Romney had a lot to cheer for as the Jazz won to take a 3-1 lead in the series. Westbrook, however, did not end up fouling out of the game. 

The former Massachusetts governor wasn't cheering quite over the weekend when he failed to capture the Utah GOP's Senate nomination at a convention. He will compete in a June primary against Utah state representative Mike Kennedy in the race to fill the seat of outgoing Sen. Orrin Hatch. Romney is still a heavy favorite to win the seat. 

A bipartisan ticket in FL-GOV?

Here's something that could shake up the field in Florida’s governor’s race and show us if voters are really so dissatisfied with partisanship that they’re willing to go for a bipartisan option: 

From the Tampa Bay Times--

Former Congressmen Patrick Murphy and David Jolly are exploring a bipartisan run for governor, a surprise move that hinges on polling Democrat Murphy has commissioned this week.

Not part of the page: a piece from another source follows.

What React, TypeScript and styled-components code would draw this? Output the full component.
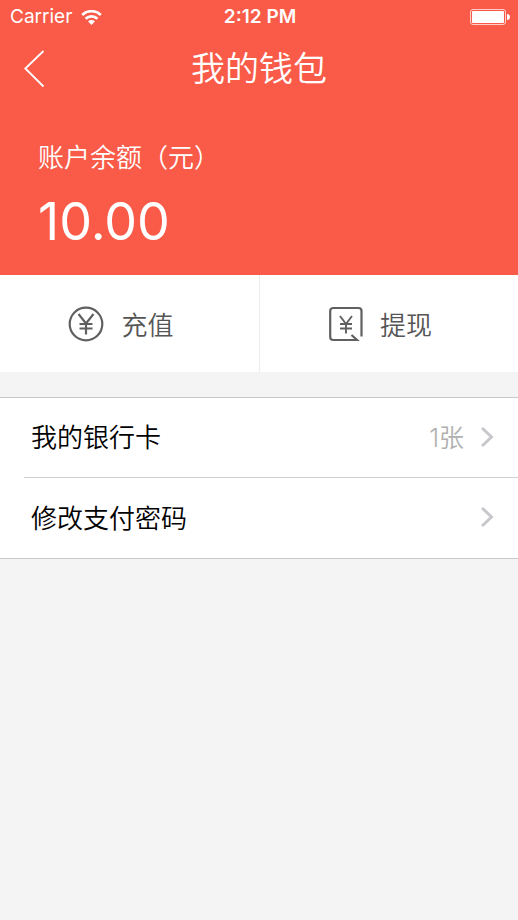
import React from "react";
import styled, { createGlobalStyle } from "styled-components";

const Global = createGlobalStyle`
  * { box-sizing: border-box; }
  body {
    margin: 0;
    background: #f4f4f4;
    font-family: Inter, "Noto Sans CJK SC", sans-serif;
    color: #000;
  }
  button { font: inherit; color: inherit; background: none; border: 0; padding: 0; cursor: pointer; }
`;

const Page = styled.main`
  min-height: 100vh;
  background: #f4f4f4;
`;
const Hero = styled.header`
  background: #f95b48;
  color: #fff;
`;
const StatusBar = styled.div`
  display: grid;
  grid-template-columns: 1fr auto 1fr;
  align-items: center;
  height: 34px;
  padding: 0 8px 0 10px;
  font-size: 19px;
  line-height: 24px;
`;
const Carrier = styled.span`
  display: flex;
  align-items: center;
  gap: 9px;
`;
const Clock = styled.time`
  font-weight: 600;
`;
const Battery = styled.svg`
  justify-self: end;
`;
const NavBar = styled.div`
  display: grid;
  grid-template-columns: 72px 1fr 72px;
  align-items: center;
  height: 70px;
`;
const BackButton = styled.button`
  display: flex;
  padding-left: 24px;
`;
const Title = styled.h1`
  margin: 0;
  text-align: center;
  font-size: 34px;
  line-height: 48px;
  font-weight: 350;
`;
const Balance = styled.section`
  padding: 36px 38px 20px;
`;
const BalanceLabel = styled.div`
  font-size: 26px;
  line-height: 36px;
  font-weight: 350;
`;
const Amount = styled.div`
  margin-top: 12px;
  font-size: 52px;
  line-height: 67px;
`;
const Actions = styled.div`
  display: grid;
  grid-template-columns: 1fr 1fr;
  height: 97px;
  background: #fff;
`;
const Action = styled.button`
  display: flex;
  align-items: center;
  justify-content: center;
  gap: 17px;
  padding-right: 17px;
  font-size: 26px;
  font-weight: 350;
  color: #555;
  & + & { border-left: 1px solid #ececec; }
`;
const List = styled.nav`
  margin-top: 25px;
  padding-left: 24px;
  background: #fff;
  border-top: 1px solid #c8c8cc;
  border-bottom: 1px solid #c8c8cc;
`;
const Row = styled.button`
  display: flex;
  align-items: center;
  width: 100%;
  height: 79px;
  padding: 0 24px 2px 7px;
  font-size: 26px;
  font-weight: 350;
  & + & { border-top: 1px solid #d0d0d2; height: 81px; }
`;
const RowLabel = styled.span`
  padding-bottom: 2px;
`;
const RowValue = styled.span`
  margin-left: auto;
  margin-right: 16px;
  padding-bottom: 2px;
  font-size: 25px;
  font-weight: 350;
  color: #b0b0b0;
`;

const Chevron = () => (
  <svg width="14" height="22" viewBox="0 0 14 22" fill="none" stroke="#c7c7cc" strokeWidth="3" aria-hidden="true">
    <path d="M2 2l9.500 9-9.500 9" />
  </svg>
);

export default function App() {
  return (
    <Page>
      <Global />
      <Hero>
        <StatusBar>
          <Carrier>
            Carrier
            <svg width="21" height="15" viewBox="0 0 21 15" fill="none" stroke="#fff" strokeWidth="2.800" aria-hidden="true">
              <path d="M1.200 5a13.300 13.300 0 0 1 18.600 0M4.600 8.700a8.400 8.400 0 0 1 11.800 0" />
              <path d="M10.500 15l-3.400-3.500a4.800 4.800 0 0 1 6.800 0z" fill="#fff" stroke="none" />
            </svg>
          </Carrier>
          <Clock>2:12 PM</Clock>
          <Battery width="40" height="16" viewBox="0 0 40 16" aria-hidden="true">
            <rect x="0.500" y="0.500" width="35" height="15" rx="2.500" fill="none" stroke="#fff" strokeOpacity="0.700" />
            <rect x="2" y="2" width="32" height="12" rx="1" fill="#fff" />
            <path d="M37 5a3 3 0 0 1 0 6z" fill="#fff" />
          </Battery>
        </StatusBar>
        <NavBar>
          <BackButton aria-label="返回">
            <svg width="22" height="38" viewBox="0 0 22 38" fill="none" stroke="#fff" strokeWidth="1.800" aria-hidden="true">
              <path d="M19.500 1L1.300 18.500l18.200 18" />
            </svg>
          </BackButton>
          <Title>我的钱包</Title>
        </NavBar>
        <Balance>
          <BalanceLabel>账户余额（元）</BalanceLabel>
          <Amount>10.00</Amount>
        </Balance>
      </Hero>
      <Actions>
        <Action>
          <svg width="36" height="36" viewBox="0 0 36 36" fill="none" stroke="#606060" strokeWidth="2.200" aria-hidden="true">
            <circle cx="18" cy="18" r="16.300" />
            <path d="M10.500 8l7.500 9.500 7.500-9.500M18 17v11.500M11.500 18h13M11.500 22.500h13" />
          </svg>
          充值
        </Action>
        <Action>
          <svg width="34" height="36" viewBox="0 0 34 36" fill="none" stroke="#606060" strokeWidth="2.200" aria-hidden="true">
            <path d="M32.500 30.500V5a3 3 0 0 0-3-3H4.200a3 3 0 0 0-3 3v26a3 3 0 0 0 3 3H28l-5.500-5" />
            <path d="M11 10l6 8 6-8M17 18v9.500M11 18h12M11 22.500h12" strokeWidth="1.900" />
          </svg>
          提现
        </Action>
      </Actions>
      <List>
        <Row>
          <RowLabel>我的银行卡</RowLabel>
          <RowValue>1张</RowValue>
          <Chevron />
        </Row>
        <Row>
          <RowLabel>修改支付密码</RowLabel>
          <RowValue />
          <Chevron />
        </Row>
      </List>
    </Page>
  );
}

Murphy would run for the Democratic nomination as Jolly, a moderate Republican and prominent anti-Trump voice on cable news, would have no chance of winning a GOP primary.

The men have become friends over the past year as they've gone across the country on a town-hall style tour about gridlock and dysfunction in Washington.

Murphy, 35, lost a Senate race to Marco Rubio in 2016. Jolly, 45, lost his re-election bid the same year against Charlie Crist.

Democratic hopeful Andrew Gillum’s campaign responded to the “trial balloon” Tuesday morning: "We welcome anyone who wants to talk about Florida’s future. The contrast in vision and background between the three millionaires running against Andrew Gillum couldn’t be more clear.”

And here's Chris King campaign spokesman Avery Jaffe: "After five straight gubernatorial losses and eight years of Rick Scott, Florida Democrats deserve a fresh start and new leadership. If they join the race, we look forward to learning more about how the two former congressmen plan to do that not only in style, but also in substance."